Practising ophthalmologist Dr Arun Jairath studied medicine in the UK, where he dined at eateries that served delectable Indian meals. However, he found no similar eateries in South Africa, and with that, The Raj was born. For more than 20 years, The Raj has brought the intense and zesty flavours of North India, to Gauteng. The restaurant has branches throughout Johannesburg, and opened a branch at Waterfall Corner, in Midrand.
The authentic Indian cuisine is whipped up using an assortment of culinary styles from the Southern Asian land, such as tikka masala, vindaloo, korma and bhoona. The chefs heading up the kitchen all originate from India and are armed with the knowledge and skills that have been passed down through seven generations of passionate cooks. The secret to their dishes’ sharp and gratifying taste, is without a doubt, spices- all of which are imported from India.
The starters seasoned with these spices include the Murgh Malai Tikka, comprising chicken breasts soaked in yoghurt, cream and cashew nut sauce, before being grilled in the tandoori oven. Another starter grilled in this oven is the Paneer Tikka- homespun Indian cheese covered in a tomato, pepper and onion chutney. Also included in the array of starters is the popular snack of Samoosas, which may be stuffed with a mixture of cheese and corn, lamb or chicken.
For your main meal, tuck into the much-loved Indian classic of Butter Chicken, made by marinating chicken pieces and cooking them in butter and creamy tomato gravy. For a more piquant take on poultry, try the Chicken Vindaloo, a Goanese curry prepared with potatoes, and a blend of red chillies, vinegar, cinnamon, cloves and cumin. If you’re craving meat, swap the chicken for lamb to enjoy the Lamb Vindaloo.
The seafood options, especially those containing prawns, are simply divine.

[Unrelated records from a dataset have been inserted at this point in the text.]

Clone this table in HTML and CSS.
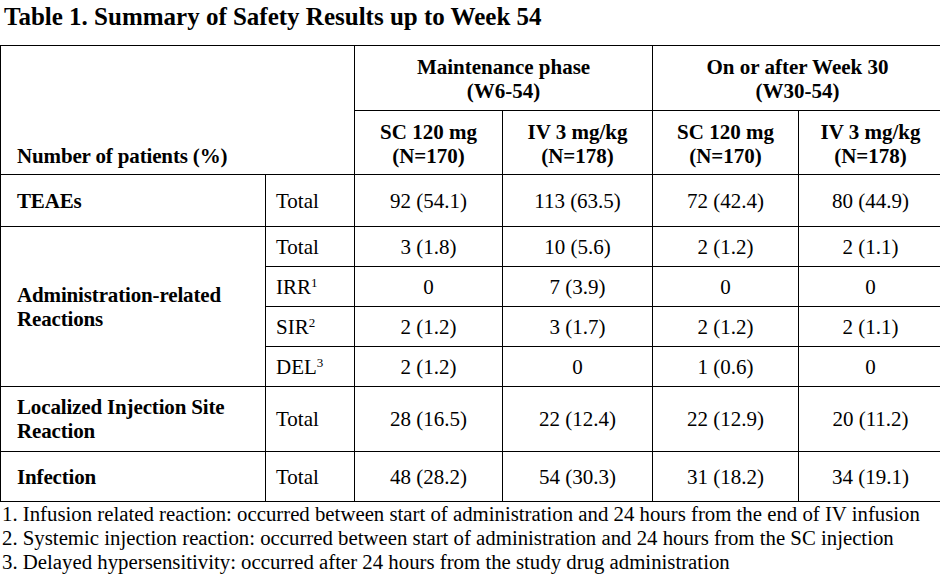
FILE: index.html
```html
<!DOCTYPE html>
<html>
<head>
<meta charset="utf-8">
<link rel="stylesheet" href="styles.css">
</head>
<body>
<div class="page">
  <h1 class="title">Table 1. Summary of Safety Results up to Week 54</h1>
  <div class="table-wrap">
    <table class="safety">
      <colgroup>
        <col class="c1"><col class="c2"><col class="c3"><col class="c4"><col class="c5"><col class="c6">
      </colgroup>
      <thead>
        <tr class="h1">
          <th class="lead" colspan="2" rowspan="2">Number of patients (%)</th>
          <th colspan="2">Maintenance phase<br>(W6-54)</th>
          <th colspan="2">On or after Week 30<br>(W30-54)</th>
        </tr>
        <tr class="h2">
          <th>SC 120 mg<br>(N=170)</th>
          <th>IV 3 mg/kg<br>(N=178)</th>
          <th>SC 120 mg<br>(N=170)</th>
          <th>IV 3 mg/kg<br>(N=178)</th>
        </tr>
      </thead>
      <tbody>
        <tr class="r-teae">
          <th class="cat">TEAEs</th>
          <td class="sub">Total</td>
          <td>92 (54.1)</td><td>113 (63.5)</td><td>72 (42.4)</td><td>80 (44.9)</td>
        </tr>
        <tr class="r-sm">
          <th class="cat" rowspan="4">Administration-related<br>Reactions</th>
          <td class="sub">Total</td>
          <td>3 (1.8)</td><td>10 (5.6)</td><td>2 (1.2)</td><td>2 (1.1)</td>
        </tr>
        <tr class="r-sm">
          <td class="sub">IRR<sup>1</sup></td>
          <td>0</td><td>7 (3.9)</td><td>0</td><td>0</td>
        </tr>
        <tr class="r-sm">
          <td class="sub">SIR<sup>2</sup></td>
          <td>2 (1.2)</td><td>3 (1.7)</td><td>2 (1.2)</td><td>2 (1.1)</td>
        </tr>
        <tr class="r-sm">
          <td class="sub">DEL<sup>3</sup></td>
          <td>2 (1.2)</td><td>0</td><td>1 (0.6)</td><td>0</td>
        </tr>
        <tr class="r-lis">
          <th class="cat">Localized Injection Site<br>Reaction</th>
          <td class="sub">Total</td>
          <td>28 (16.5)</td><td>22 (12.4)</td><td>22 (12.9)</td><td>20 (11.2)</td>
        </tr>
        <tr class="r-inf">
          <th class="cat">Infection</th>
          <td class="sub">Total</td>
          <td>48 (28.2)</td><td>54 (30.3)</td><td>31 (18.2)</td><td>34 (19.1)</td>
        </tr>
      </tbody>
    </table>
  </div>
  <div class="notes">
    <p>1. Infusion related reaction: occurred between start of administration and 24 hours from the end of IV infusion</p>
    <p>2. Systemic injection reaction: occurred between start of administration and 24 hours from the SC injection</p>
    <p>3. Delayed hypersensitivity: occurred after 24 hours from the study drug administration</p>
  </div>
</div>
</body>
</html>
```

FILE: styles.css
```css
html, body {
  margin: 0;
  padding: 0;
  background: #fff;
}
body {
  font-family: "Liberation Serif", "Times New Roman", serif;
  color: #000;
}
.page {
  width: 940px;
  height: 575px;
  overflow: hidden;
}
.title {
  margin: 0;
  padding: 3px 0 0 4px;
  height: 45px;
  box-sizing: border-box;
  font-size: 25px;
  line-height: 28px;
  font-weight: bold;
}
.table-wrap {
  width: 940px;
  overflow: hidden;
}
.safety {
  border-collapse: collapse;
  table-layout: fixed;
  width: 942px;
  font-size: 21px;
  line-height: 24px;
}
.c1 { width: 265px; }
.c2 { width: 89px; }
.c3 { width: 148px; }
.c4 { width: 150px; }
.c5 { width: 146px; }
.c6 { width: 144px; }
.safety th,
.safety td {
  border: 1px solid #000;
  padding: 0;
  text-align: center;
  vertical-align: middle;
}
.safety th {
  font-weight: bold;
}
.safety .lead {
  text-align: left;
  vertical-align: bottom;
  padding: 0 0 6px 16px;
}
.safety .lead,
.safety .cat {
  letter-spacing: -0.15px;
}
.h1 { height: 65px; }
.h2 { height: 64px; }
.h1 th, .h2 th { padding-top: 2px; }
.safety .cat {
  text-align: left;
  padding-left: 16px;
}
.safety .sub {
  text-align: left;
  padding-left: 10px;
}
.r-teae { height: 52px; }
.r-sm { height: 40px; }
.r-lis { height: 65px; }
.r-inf { height: 50px; }
sup {
  font-size: 13px;
  line-height: 0;
  vertical-align: 7px;
}
.notes {
  padding-left: 2px;
  font-size: 20.8px;
  line-height: 24px;
}
.notes p {
  margin: 0;
}
```
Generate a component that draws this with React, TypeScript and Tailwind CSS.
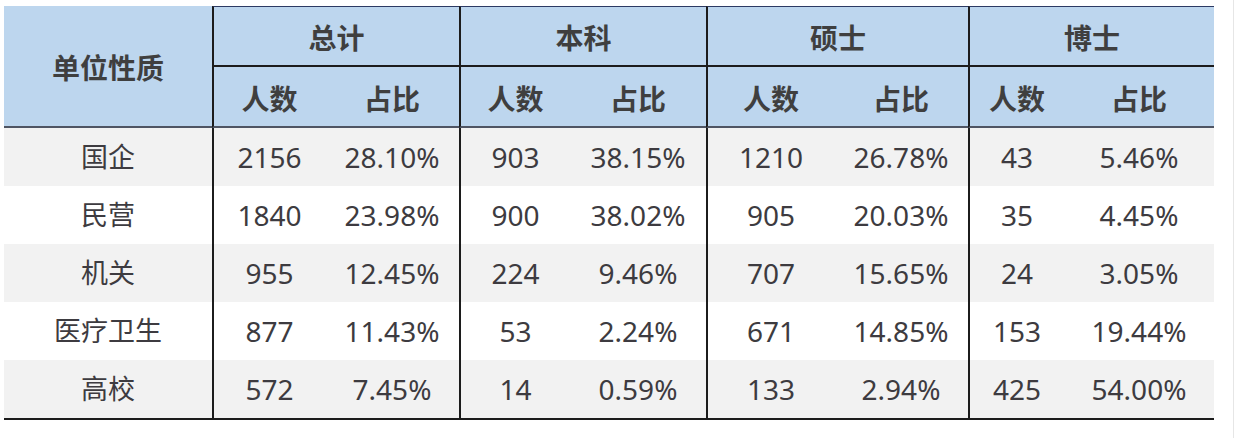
export default function App() {
  const groups = ['总计', '本科', '硕士', '博士']

  const rows = [
    { name: '国企', cells: ['2156', '28.10%', '903', '38.15%', '1210', '26.78%', '43', '5.46%'] },
    { name: '民营', cells: ['1840', '23.98%', '900', '38.02%', '905', '20.03%', '35', '4.45%'] },
    { name: '机关', cells: ['955', '12.45%', '224', '9.46%', '707', '15.65%', '24', '3.05%'] },
    { name: '医疗卫生', cells: ['877', '11.43%', '53', '2.24%', '671', '14.85%', '153', '19.44%'] },
    { name: '高校', cells: ['572', '7.45%', '14', '0.59%', '133', '2.94%', '425', '54.00%'] },
  ]

  return (
    <div className="w-[1234px] h-[438px] bg-white pt-[6px] pl-[4px] border-r border-[#e6e6e6] font-['Noto_Sans','Noto_Sans_CJK_SC',sans-serif] text-[#3d3b40]">
      <div className="grid w-[1210px] grid-cols-[208px_113px_134px_111px_136px_128px_134px_96px_150px]">
        {/* header */}
        <div className="row-span-2 h-[122px] bg-[#bdd6ee] border-b-2 border-[#4f5563] flex items-center justify-center pt-1 text-[28px] font-bold text-[#3f3f3f]">
          单位性质
        </div>
        {groups.map((g) => (
          <div
            key={g}
            className="col-span-2 h-[61px] bg-[#bdd6ee] border-t border-t-[#2c3a63] border-b-2 border-b-[#1c1c1c] border-l-2 border-l-[#1c1c1c] flex items-center justify-center pt-1 text-[28px] font-bold text-[#3f3f3f]"
          >
            {g}
          </div>
        ))}
        {groups.map((g) => (
          <div key={g + '-sub'} className="contents">
            <div className="h-[61px] bg-[#bdd6ee] border-b-2 border-b-[#4f5563] border-l-2 border-l-[#1c1c1c] flex items-center justify-center pt-1 text-[28px] font-bold text-[#3f3f3f]">
              人数
            </div>
            <div className="h-[61px] bg-[#bdd6ee] border-b-2 border-b-[#4f5563] flex items-center justify-center pt-1 text-[28px] font-bold text-[#3f3f3f]">
              占比
            </div>
          </div>
        ))}

        {/* body */}
        {rows.map((r, i) => {
          const bg = i % 2 === 0 ? 'bg-[#f2f2f2]' : 'bg-white'
          const last = i === rows.length - 1
          const h = last ? 'h-[60px] border-b-2 border-b-[#1c1c1c]' : 'h-[58px]'
          return (
            <div key={r.name} className="contents">
              <div className={`${bg} ${h} flex items-center justify-center text-[27px]`}>{r.name}</div>
              {r.cells.map((c, j) => (
                <div
                  key={j}
                  className={`${bg} ${h} ${j % 2 === 0 ? 'border-l-2 border-l-[#1c1c1c]' : ''} flex items-center justify-center text-[28px]`}
                >
                  {c}
                </div>
              ))}
            </div>
          )
        })}
      </div>
    </div>
  )
}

When preparing the Prawn Bhoona, prawns are flavoured with garlic, ginger and sundried coriander, then sautéed in yoghurt and tomato gravy. Vegetarians are in for a treat with dishes such as Dahl Makhni being featured on the menu. It is created by cooking black lentils on a slow fire, with herbs and sun-dried spices, and rounded off with a dose of fresh cream and butter.
After satisfying your palate with tangy fare, spoil your sweet tooth by indulging in the decadent desserts, many of which are milk-based, and garnished with fruit and nuts. Kulfi, putting an Eastern spin on ice cream, is made by flawlessly condensing milk and scented with saffron, whereas Gajar Halwa is a carrot pudding sprinkled with nutmeg and cardamom.